Min-max Relations in Combinatorial Optimization

Min-max relations are central objects in combinatorial optimization. They basically state that, in a given structure, the optimum value of a certain minimization problem equals the optimum value of a different, maximization problem. Relations of this kind provide good characterizations and polyhedral descriptions to several important problems and, moreover, they often come with efficient algorithms for the corresponding problems. Usually, such efficient algorithms are obtained naturally from the constructive proofs involved; even when that is not the case, these relations reveal enough of the combinatorial structure of the problem, leading to the development of efficient algorithms.
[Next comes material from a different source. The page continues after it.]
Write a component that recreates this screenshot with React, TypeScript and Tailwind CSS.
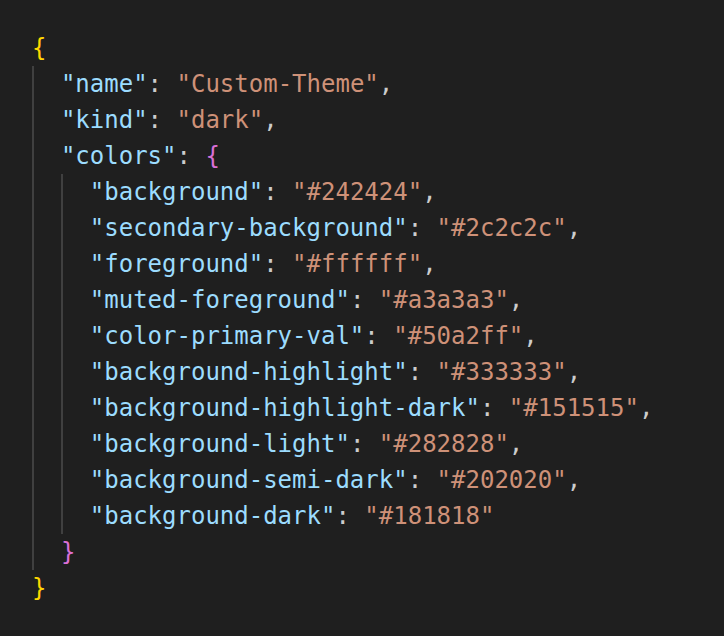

The main focus of this dissertation is the study of these relations in graphs. Our emphasis is on directed graphs. We present Edmonds and Giles\' powerful polyhedral framework concerning submodular flows, as well as Frank\'s algorithm for a special case of this framework: the Lucchesi-Younger Theorem. We also derive several min-max relations about packing connectors, starting with Edmonds\' Disjoint Branchings Theorem and ending with Feofiloff-Younger and Schrijver\'s Disjoint Dijoins Theorem. We further derive some classical min-max relations on matchings, T-joins and S-paths. To this end, we use a theorem due to Frank, Tardos, and Sebö and a general framework due to Chudnovsky, Geelen, Gerards, Goddyn, Lohman, and Seymour. Throughout the text, we illustrate several recurrent themes, such as the use of tools from polyhedral combinatorics, the uncrossing technique, the use of submodular functions, matroids and exchange properties, as well as some results involving forbidden substructures. (AU)